THE MONSTROUS WAVE that engulfed the north-east coast of Japan, sweeping the means and products of decades of industrial production and centuries of cultural and social life into its evil black waters, was a terrifying and heartbreaking reminder of proportion. Even the most careful planning and extensive warning systems, produced by one of the richest and most ingenious peoples on earth, were as naught when confronted with nature’s full fury.

Coming after months of increasingly intense floods, cyclones, fires and earthquakes around the world, each described by those most affected as ‘really surreal’, the Japanese tsunami and its after effects demonstrated that reality can be infinitely scarier than any Hollywood special effects studio can conjure: real and surreal (in the sense of happening on a screen) at the same time.

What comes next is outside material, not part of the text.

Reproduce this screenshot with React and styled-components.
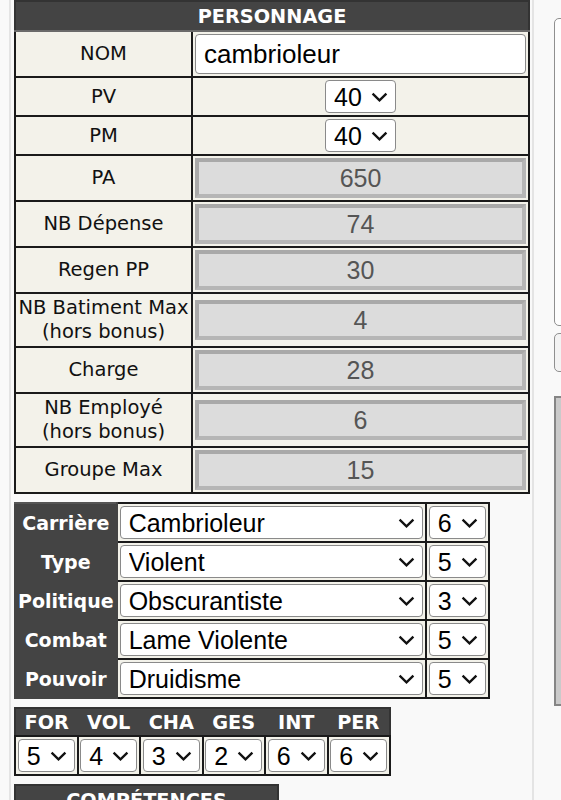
import React from "react";
import styled, { createGlobalStyle } from "styled-components";

const GlobalStyle = createGlobalStyle`
  html, body {
    margin: 0;
    padding: 0;
    background: #f9f9f9;
    overflow: hidden;
  }
  body {
    font-family: "DejaVu Sans", Verdana, sans-serif;
  }
`;

const Page = styled.div`
  display: flex;
  align-items: flex-start;
  width: 900px;
`;

const Panel = styled.div`
  flex: 0 0 auto;
  margin-left: 9px;
  padding: 0 2px 0 3px;
  border-left: 2px solid #e4e4e4;
  border-right: 2px solid #e4e4e4;
  min-height: 800px;
  display: flex;
  flex-direction: column;
  align-items: flex-start;
  gap: 8px;
`;

const Side = styled.div`
  flex: 0 0 220px;
  margin-left: 20px;
  padding-top: 18px;
  display: flex;
  flex-direction: column;
  gap: 7px;
`;

const NoteArea = styled.div`
  height: 306px;
  border: 1px solid #8f8f8f;
  border-radius: 5px;
  background: #fdfdfd;
`;

const SideButton = styled.div`
  height: 37px;
  border: 1px solid #8f8f8f;
  border-radius: 5px;
  background: #f3f3f3;
  margin-bottom: 17px;
`;

const SideBox = styled.div`
  height: 306px;
  border: 2px solid #858585;
  background: #cacaca;
`;

const Sheet = styled.table`
  border-collapse: collapse;
  width: ${(p) => p.$w}px;
  border: 2px solid #333;
  font-size: 19.5px;
`;

const HeadCell = styled.th`
  background: #444;
  color: #fff;
  font-weight: bold;
  font-size: 19.3px;
  height: ${(p) => p.$h || 28}px;
  padding: 0;
  text-align: center;
  border-bottom: 2px solid ${(p) => p.$line || "#6a6a6a"};
`;

const LabelCell = styled.td`
  background: #f3f2ea;
  color: #111;
  border: 2px solid #1a1a1a;
  text-align: center;
  padding: 2px 1px;
  line-height: 24px;
  width: 173px;
`;

const DarkLabel = styled.td`
  background: #444;
  color: #fff;
  font-weight: bold;
  font-size: 19px;
  border: 2px solid #444;
  border-top-color: #555;
  text-align: center;
  padding: 0 2px;
  width: 98px;
`;

const ValueCell = styled.td`
  background: #f3f2ea;
  border: 2px solid #1a1a1a;
  padding: 2px;
  text-align: center;
`;

const TextField = styled.input`
  display: block;
  box-sizing: border-box;
  width: 100%;
  height: 40px;
  padding: 0 8px;
  font: 26px "Liberation Sans", Arial, sans-serif;
  color: #000;
  background: #fff;
  border: 1px solid #8a8a8a;
  border-radius: 4px;
`;

const ReadOnly = styled.input`
  display: block;
  box-sizing: border-box;
  width: 100%;
  height: 40px;
  padding: 0;
  font: 25px "Liberation Sans", Arial, sans-serif;
  color: #555;
  text-align: center;
  background: #dcdcdc;
  border: 4px solid;
  border-color: #a9a9a9 #b6b6b6 #b6b6b6 #a9a9a9;
`;

const SelectBox = styled.span`
  position: relative;
  display: inline-block;
  vertical-align: middle;
  width: ${(p) => p.$w}px;
`;

const NativeSelect = styled.select`
  appearance: none;
  display: block;
  box-sizing: border-box;
  width: 100%;
  height: 33px;
  padding: 0 30px 0 8px;
  font: 25px "Liberation Sans", Arial, sans-serif;
  color: #000;
  background: #fff;
  border: 1px solid #8a8a8a;
  border-radius: 4px;
`;

const Chevron = styled.svg`
  position: absolute;
  right: 8px;
  top: 50%;
  margin-top: -5px;
  width: 17px;
  height: 10px;
  pointer-events: none;
`;

const Select = ({ w, value, options }) => (
  <SelectBox $w={w}>
    <NativeSelect defaultValue={value}>
      {options.map((o) => (
        <option key={o}>{o}</option>
      ))}
    </NativeSelect>
    <Chevron viewBox="0 0 17 10">
      <path d="M1.6 1.6 L8.5 8.4 L15.4 1.6" fill="none" stroke="#111" strokeWidth="2.3" />
    </Chevron>
  </SelectBox>
);

const StatCell = styled.td`
  background: #f3f2ea;
  border: 2px solid #1a1a1a;
  padding: 2px 1px;
  text-align: center;
`;

const levels = ["1", "2", "3", "4", "5", "6"];

const readonlyRows = [
  ["PA", "650"],
  ["NB Dépense", "74"],
  ["Regen PP", "30"],
  ["NB Batiment Max", "4", "(hors bonus)"],
  ["Charge", "28"],
  ["NB Employé", "6", "(hors bonus)"],
  ["Groupe Max", "15"],
];

const profile = [
  ["Carrière", "Cambrioleur", "6"],
  ["Type", "Violent", "5"],
  ["Politique", "Obscurantiste", "3"],
  ["Combat", "Lame Violente", "5"],
  ["Pouvoir", "Druidisme", "5"],
];

const stats = [
  ["FOR", "5"],
  ["VOL", "4"],
  ["CHA", "3"],
  ["GES", "2"],
  ["INT", "6"],
  ["PER", "6"],
];

export default function App() {
  return (
    <>
      <GlobalStyle />
      <Page>
        <Panel>
          <Sheet $w={516}>
            <tbody>
              <tr>
                <HeadCell colSpan={2}>PERSONNAGE</HeadCell>
              </tr>
              <tr>
                <LabelCell>NOM</LabelCell>
                <ValueCell>
                  <TextField defaultValue="cambrioleur" />
                </ValueCell>
              </tr>
              <tr>
                <LabelCell>PV</LabelCell>
                <ValueCell>
                  <Select w={71} value="40" options={["10", "20", "30", "40"]} />
                </ValueCell>
              </tr>
              <tr>
                <LabelCell>PM</LabelCell>
                <ValueCell>
                  <Select w={71} value="40" options={["10", "20", "30", "40"]} />
                </ValueCell>
              </tr>
              {readonlyRows.map(([label, value, sub]) => (
                <tr key={label}>
                  <LabelCell>
                    {label}
                    {sub && <br />}
                    {sub}
                  </LabelCell>
                  <ValueCell>
                    <ReadOnly readOnly value={value} />
                  </ValueCell>
                </tr>
              ))}
            </tbody>
          </Sheet>

          <Sheet $w={475}>
            <tbody>
              {profile.map(([label, value, level]) => (
                <tr key={label}>
                  <DarkLabel>{label}</DarkLabel>
                  <ValueCell>
                    <Select w={303} value={value} options={[value]} />
                  </ValueCell>
                  <ValueCell>
                    <Select w={57} value={level} options={levels} />
                  </ValueCell>
                </tr>
              ))}
            </tbody>
          </Sheet>

          <Sheet $w={377}>
            <tbody>
              <tr>
                {stats.map(([name]) => (
                  <HeadCell key={name} $h={26} $line="#1a1a1a">
                    {name}
                  </HeadCell>
                ))}
              </tr>
              <tr>
                {stats.map(([name, value]) => (
                  <StatCell key={name}>
                    <Select w={57} value={value} options={levels} />
                  </StatCell>
                ))}
              </tr>
            </tbody>
          </Sheet>

          <Sheet $w={265}>
            <tbody>
              <tr>
                <HeadCell>COMPÉTENCES</HeadCell>
              </tr>
            </tbody>
          </Sheet>
        </Panel>
        <Side>
          <NoteArea />
          <SideButton />
          <SideBox />
        </Side>
      </Page>
    </>
  );
}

There was nothing abstract or make-believe about the devastation, as the before and after images of towns and cities up and down the Japanese coast demonstrated. While the scale may not have equalled the earthquake in Haiti, or the tsunami in Indonesia and Sri Lanka, that Japan – which only a month before slipped from second- to third-richest country in the world – could be revealed to be so vulnerable added to the shock.

The Japanese have done more than their share of heavy lifting in taming wicked problems and grappling with exquisite dilemmas. It is particularly poignant that a country which has suffered more than any other from the impact of nuclear weapons should have come to rely so heavily on atomic power and again confront the apocalyptic edge of its capacity.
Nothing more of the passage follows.